The Tokyo Games take place the same week as a lower-level ATP Tour event in Atlanta that Isner, a former University of Georgia star, has won five times.

Other notable male players already said they will pass on Tokyo, including Sam Querrey, the top American in Olympic qualifying standings.

Austrian Dominic Thiem, a two-time French Open finalist, is prioritizing an ATP event in Kitzbühel the week of the Olympics. The U.S. doubles team of Bob and Mike Bryan are not planning to play the Olympics in their final season before retirement, their manager said in November.

“The Olympics is very tough on the schedule … especially with Davis Cup,” Isner said in 2016, according to USA Today. “I think the fact that they have no [ATP ranking] points [at the Olympics], to be honest, was a pretty big factor as well. Obviously the Olympics is not about the money, but no points I think hindered me a bit.”

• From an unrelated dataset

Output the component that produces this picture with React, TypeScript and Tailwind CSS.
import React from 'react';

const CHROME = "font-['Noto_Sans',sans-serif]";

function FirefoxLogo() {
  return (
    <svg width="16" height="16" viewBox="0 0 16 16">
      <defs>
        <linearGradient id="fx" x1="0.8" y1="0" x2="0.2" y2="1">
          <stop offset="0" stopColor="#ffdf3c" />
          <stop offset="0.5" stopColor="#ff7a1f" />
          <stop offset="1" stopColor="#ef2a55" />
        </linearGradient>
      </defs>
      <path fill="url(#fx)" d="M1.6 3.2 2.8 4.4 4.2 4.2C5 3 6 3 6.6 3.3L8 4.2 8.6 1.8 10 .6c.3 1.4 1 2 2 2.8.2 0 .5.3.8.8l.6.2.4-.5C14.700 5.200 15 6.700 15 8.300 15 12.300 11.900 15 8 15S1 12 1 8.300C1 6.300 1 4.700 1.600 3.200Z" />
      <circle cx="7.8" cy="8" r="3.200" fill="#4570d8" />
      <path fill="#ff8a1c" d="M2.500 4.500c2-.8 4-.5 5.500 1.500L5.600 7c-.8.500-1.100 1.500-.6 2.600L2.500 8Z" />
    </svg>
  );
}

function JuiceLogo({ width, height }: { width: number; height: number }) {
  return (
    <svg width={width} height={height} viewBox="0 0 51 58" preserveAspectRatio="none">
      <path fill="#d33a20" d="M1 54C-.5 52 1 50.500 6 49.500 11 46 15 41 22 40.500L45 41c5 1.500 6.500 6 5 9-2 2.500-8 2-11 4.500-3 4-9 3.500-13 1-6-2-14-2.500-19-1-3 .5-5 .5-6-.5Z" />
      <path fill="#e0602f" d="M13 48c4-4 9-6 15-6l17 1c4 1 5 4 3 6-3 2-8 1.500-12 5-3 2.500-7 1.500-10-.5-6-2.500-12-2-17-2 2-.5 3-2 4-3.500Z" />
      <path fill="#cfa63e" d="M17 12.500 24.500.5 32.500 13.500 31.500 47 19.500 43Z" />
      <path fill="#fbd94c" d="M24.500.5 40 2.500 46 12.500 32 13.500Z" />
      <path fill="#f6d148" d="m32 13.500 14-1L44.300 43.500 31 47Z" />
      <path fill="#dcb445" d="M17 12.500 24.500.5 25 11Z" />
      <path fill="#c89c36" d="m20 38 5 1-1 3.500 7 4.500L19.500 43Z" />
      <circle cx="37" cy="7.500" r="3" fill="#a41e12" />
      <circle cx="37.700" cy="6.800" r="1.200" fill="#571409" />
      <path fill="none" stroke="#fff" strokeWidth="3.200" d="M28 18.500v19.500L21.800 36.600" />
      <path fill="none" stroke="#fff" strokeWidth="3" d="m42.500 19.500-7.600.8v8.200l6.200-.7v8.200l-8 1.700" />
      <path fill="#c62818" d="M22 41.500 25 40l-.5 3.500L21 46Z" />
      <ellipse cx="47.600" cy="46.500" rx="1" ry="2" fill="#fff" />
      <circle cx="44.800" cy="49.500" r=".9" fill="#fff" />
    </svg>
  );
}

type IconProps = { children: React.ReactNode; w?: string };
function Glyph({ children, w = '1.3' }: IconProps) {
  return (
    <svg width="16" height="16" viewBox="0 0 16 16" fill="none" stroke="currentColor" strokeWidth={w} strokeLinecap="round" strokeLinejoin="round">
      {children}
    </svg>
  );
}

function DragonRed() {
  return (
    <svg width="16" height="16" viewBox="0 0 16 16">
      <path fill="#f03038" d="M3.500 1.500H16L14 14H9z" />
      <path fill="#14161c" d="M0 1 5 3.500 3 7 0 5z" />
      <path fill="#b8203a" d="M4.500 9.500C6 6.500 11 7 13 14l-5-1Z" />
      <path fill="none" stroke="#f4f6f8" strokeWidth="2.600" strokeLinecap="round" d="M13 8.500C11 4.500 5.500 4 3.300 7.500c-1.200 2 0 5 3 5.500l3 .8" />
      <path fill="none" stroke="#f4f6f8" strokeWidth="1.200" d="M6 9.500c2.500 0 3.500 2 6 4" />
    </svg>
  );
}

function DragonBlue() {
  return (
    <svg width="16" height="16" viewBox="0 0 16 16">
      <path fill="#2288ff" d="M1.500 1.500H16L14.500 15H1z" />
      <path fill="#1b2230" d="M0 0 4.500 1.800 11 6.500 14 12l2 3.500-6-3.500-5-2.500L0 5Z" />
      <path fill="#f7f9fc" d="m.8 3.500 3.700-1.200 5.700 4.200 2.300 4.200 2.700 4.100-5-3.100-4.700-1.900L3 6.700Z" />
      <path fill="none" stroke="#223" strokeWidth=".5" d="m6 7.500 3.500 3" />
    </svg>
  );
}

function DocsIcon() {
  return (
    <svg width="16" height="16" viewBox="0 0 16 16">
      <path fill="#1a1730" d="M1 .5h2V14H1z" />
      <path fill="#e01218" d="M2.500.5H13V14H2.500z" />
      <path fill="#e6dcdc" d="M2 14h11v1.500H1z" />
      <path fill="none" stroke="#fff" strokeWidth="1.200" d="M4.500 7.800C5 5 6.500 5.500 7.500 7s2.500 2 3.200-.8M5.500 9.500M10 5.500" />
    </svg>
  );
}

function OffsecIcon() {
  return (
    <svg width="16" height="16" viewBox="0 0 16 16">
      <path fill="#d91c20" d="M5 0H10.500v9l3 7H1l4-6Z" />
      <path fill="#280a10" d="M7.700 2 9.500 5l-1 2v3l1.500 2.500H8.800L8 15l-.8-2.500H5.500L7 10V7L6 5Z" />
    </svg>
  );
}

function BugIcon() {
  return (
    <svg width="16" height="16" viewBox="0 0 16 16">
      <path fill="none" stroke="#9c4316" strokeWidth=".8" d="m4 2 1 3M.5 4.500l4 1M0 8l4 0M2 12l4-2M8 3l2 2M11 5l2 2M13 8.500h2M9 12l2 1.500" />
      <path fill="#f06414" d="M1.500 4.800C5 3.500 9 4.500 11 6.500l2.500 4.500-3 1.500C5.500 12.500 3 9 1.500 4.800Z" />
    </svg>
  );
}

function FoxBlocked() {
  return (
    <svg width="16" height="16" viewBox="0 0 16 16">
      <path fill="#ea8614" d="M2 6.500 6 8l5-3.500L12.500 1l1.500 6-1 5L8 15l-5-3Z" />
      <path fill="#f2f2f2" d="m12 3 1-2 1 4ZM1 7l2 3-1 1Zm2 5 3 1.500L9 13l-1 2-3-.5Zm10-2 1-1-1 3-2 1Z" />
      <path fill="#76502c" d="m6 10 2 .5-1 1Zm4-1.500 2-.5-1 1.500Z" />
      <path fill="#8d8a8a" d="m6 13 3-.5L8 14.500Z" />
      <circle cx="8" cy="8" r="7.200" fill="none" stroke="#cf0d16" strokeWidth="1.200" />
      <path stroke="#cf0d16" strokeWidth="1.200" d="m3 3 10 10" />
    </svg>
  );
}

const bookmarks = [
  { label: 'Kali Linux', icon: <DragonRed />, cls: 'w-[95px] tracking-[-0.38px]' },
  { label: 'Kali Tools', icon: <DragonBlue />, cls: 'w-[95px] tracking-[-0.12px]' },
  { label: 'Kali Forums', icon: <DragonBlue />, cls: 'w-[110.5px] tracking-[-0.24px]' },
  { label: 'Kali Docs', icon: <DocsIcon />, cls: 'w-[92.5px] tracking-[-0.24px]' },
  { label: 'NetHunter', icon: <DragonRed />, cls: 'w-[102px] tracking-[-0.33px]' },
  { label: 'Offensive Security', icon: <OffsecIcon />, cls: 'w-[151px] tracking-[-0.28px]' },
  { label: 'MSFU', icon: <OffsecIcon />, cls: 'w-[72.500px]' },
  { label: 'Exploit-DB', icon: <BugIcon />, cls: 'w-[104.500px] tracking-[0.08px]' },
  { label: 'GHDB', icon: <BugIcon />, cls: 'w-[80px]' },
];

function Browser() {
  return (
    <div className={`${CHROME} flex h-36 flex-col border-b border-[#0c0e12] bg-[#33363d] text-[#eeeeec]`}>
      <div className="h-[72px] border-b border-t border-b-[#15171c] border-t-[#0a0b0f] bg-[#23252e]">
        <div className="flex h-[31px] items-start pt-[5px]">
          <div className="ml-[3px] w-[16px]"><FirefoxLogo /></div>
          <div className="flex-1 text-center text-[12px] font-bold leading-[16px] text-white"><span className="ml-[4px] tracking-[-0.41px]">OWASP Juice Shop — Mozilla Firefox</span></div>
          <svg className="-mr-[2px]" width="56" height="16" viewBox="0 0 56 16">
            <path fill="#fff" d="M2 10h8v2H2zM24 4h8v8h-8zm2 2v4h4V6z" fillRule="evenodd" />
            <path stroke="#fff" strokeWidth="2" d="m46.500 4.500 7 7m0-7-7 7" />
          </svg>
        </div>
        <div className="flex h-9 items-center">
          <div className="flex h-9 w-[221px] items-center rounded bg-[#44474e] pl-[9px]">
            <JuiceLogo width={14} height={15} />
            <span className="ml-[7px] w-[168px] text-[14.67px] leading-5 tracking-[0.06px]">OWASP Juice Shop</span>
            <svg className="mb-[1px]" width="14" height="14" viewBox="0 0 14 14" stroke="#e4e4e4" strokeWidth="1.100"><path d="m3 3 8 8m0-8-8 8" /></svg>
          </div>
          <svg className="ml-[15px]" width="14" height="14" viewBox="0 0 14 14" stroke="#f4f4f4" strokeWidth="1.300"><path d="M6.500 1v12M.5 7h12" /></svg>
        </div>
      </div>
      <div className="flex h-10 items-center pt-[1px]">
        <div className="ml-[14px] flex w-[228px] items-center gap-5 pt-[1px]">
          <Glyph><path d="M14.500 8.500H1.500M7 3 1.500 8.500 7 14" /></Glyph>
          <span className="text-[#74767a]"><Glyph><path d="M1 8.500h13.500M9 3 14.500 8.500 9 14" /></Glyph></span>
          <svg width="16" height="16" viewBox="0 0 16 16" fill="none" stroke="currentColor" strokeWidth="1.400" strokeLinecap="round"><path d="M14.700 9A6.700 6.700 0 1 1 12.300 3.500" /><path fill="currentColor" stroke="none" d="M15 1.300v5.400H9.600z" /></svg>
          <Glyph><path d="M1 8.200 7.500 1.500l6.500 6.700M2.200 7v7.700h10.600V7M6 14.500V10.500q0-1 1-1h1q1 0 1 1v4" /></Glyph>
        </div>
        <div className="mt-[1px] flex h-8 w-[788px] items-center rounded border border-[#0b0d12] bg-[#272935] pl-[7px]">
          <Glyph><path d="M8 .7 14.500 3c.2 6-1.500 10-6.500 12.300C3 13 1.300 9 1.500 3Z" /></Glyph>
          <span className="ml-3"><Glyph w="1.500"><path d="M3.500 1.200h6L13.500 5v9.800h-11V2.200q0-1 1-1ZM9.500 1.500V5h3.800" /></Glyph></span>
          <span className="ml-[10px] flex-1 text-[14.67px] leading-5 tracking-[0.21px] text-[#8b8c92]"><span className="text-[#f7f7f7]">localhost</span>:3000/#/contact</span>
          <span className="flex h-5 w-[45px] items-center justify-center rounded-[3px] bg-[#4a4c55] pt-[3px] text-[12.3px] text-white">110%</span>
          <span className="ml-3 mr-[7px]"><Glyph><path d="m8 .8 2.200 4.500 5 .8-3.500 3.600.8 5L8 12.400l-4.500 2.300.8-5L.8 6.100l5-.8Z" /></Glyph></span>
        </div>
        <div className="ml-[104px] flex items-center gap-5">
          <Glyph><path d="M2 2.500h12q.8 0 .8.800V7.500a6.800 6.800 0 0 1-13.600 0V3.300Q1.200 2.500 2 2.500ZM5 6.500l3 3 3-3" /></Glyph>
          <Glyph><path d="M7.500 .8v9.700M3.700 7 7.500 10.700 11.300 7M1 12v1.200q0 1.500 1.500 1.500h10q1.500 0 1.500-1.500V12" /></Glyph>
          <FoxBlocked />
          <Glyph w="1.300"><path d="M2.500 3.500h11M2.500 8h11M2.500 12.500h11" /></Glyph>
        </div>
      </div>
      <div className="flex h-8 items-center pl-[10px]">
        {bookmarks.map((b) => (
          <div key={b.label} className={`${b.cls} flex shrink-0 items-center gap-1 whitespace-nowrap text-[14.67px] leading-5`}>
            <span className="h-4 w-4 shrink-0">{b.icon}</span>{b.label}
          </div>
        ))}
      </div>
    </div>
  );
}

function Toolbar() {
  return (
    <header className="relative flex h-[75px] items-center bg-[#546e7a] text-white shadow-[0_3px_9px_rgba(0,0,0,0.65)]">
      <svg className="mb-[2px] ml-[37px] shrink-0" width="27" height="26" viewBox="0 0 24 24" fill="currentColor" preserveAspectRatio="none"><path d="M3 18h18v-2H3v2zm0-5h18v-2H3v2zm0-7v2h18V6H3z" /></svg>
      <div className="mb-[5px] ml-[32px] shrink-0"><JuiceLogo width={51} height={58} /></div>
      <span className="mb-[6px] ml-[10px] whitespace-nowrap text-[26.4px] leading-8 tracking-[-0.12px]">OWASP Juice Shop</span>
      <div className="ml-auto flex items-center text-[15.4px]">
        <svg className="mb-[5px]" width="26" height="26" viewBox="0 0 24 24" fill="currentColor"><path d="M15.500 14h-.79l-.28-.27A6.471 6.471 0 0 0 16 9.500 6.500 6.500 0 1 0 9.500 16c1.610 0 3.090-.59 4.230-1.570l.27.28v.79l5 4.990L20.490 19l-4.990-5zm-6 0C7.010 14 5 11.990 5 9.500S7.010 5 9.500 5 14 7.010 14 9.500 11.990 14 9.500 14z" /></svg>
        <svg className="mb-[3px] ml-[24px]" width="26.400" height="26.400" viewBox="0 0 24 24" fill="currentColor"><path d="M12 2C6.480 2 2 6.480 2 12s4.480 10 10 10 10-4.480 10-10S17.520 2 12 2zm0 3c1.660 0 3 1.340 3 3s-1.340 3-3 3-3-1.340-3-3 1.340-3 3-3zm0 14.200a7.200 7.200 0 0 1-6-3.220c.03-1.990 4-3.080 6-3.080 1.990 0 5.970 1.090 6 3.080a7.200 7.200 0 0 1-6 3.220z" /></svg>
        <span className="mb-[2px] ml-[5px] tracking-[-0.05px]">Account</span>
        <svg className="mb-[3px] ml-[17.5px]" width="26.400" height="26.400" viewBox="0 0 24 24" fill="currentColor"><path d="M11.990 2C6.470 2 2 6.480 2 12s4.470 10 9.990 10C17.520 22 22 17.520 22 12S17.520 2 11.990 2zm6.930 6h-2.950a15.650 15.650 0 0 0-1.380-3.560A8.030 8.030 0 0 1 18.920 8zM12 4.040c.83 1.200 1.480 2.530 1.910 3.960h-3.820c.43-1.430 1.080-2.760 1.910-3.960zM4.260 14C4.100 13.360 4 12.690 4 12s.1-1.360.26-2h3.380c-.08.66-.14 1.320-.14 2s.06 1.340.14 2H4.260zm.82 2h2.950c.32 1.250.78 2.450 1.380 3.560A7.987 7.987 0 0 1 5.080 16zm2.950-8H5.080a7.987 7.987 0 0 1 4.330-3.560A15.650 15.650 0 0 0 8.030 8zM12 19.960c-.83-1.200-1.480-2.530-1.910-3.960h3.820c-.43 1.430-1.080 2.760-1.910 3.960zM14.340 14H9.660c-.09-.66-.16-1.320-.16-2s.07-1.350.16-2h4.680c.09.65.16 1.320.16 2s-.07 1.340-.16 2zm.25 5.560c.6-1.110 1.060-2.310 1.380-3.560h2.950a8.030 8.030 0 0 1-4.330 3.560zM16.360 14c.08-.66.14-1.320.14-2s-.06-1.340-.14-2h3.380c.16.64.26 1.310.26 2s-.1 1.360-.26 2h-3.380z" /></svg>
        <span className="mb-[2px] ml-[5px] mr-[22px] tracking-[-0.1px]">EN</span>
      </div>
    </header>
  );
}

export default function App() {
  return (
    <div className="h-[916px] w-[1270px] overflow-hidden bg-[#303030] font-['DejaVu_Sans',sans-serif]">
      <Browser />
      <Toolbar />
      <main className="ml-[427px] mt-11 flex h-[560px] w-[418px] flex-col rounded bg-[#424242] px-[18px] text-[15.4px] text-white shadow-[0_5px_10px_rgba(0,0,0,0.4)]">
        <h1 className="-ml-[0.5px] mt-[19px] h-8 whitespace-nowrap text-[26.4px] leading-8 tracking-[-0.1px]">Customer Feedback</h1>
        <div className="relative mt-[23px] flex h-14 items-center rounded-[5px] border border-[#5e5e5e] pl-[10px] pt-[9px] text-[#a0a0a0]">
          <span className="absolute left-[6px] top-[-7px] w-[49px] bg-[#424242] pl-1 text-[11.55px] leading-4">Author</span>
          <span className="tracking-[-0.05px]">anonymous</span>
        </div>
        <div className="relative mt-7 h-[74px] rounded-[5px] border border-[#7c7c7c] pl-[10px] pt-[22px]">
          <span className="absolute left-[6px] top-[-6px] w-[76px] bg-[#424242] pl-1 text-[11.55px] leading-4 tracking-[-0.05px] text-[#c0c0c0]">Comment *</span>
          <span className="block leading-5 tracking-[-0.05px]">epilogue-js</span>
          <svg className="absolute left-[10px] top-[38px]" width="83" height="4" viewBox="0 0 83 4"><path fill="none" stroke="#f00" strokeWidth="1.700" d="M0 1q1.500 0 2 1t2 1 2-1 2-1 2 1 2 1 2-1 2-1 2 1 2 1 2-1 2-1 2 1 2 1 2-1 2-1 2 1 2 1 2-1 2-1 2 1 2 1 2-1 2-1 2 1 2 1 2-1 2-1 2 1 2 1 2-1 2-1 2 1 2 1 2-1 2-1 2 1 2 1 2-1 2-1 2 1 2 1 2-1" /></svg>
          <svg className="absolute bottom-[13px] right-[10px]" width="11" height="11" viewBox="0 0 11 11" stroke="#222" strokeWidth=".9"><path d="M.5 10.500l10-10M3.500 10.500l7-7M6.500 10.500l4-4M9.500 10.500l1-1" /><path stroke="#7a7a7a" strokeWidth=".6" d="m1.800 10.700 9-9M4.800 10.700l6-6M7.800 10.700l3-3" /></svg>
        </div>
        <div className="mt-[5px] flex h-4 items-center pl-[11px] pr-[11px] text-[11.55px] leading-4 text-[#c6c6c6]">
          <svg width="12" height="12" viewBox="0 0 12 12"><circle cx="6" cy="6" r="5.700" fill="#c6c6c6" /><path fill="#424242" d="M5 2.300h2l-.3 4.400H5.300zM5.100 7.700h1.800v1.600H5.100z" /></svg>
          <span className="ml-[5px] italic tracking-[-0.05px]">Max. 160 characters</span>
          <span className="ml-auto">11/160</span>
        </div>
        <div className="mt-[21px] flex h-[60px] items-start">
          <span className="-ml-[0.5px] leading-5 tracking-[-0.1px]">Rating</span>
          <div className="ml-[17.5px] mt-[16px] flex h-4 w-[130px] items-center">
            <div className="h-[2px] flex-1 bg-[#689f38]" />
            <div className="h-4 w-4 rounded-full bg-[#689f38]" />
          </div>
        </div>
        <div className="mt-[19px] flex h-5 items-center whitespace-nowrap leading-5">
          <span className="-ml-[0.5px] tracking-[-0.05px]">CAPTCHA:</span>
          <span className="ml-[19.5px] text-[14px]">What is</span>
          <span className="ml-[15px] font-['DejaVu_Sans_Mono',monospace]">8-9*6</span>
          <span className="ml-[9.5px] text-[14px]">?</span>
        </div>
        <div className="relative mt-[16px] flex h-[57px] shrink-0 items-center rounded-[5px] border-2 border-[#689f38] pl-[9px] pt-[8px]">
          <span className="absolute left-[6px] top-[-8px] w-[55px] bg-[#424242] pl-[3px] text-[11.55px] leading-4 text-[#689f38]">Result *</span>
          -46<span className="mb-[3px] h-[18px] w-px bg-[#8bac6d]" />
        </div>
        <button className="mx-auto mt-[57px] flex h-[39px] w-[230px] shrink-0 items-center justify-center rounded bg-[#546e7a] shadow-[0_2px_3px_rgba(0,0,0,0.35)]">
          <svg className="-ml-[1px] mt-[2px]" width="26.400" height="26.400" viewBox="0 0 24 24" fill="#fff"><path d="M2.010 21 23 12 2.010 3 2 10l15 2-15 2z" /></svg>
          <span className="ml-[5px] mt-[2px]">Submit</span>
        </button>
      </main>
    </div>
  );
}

Isner, who turns 35 on April 26, is likely giving up his last chance to play Olympic singles. In his only Olympic participation, he reached the quarterfinals of the 2012 London Games, plus lost an opening-round doubles match there with Andy Roddick.

The top four U.S. men qualify for Tokyo, assuming they are among the top 60 overall qualifiers (maximum four per country) after this spring’s French Open.

Taylor FritzReilly Opelka, Steve Johnson and Tommy Paul are the U.S. men currently in Olympic qualifying position if excluding Querrey and Isner.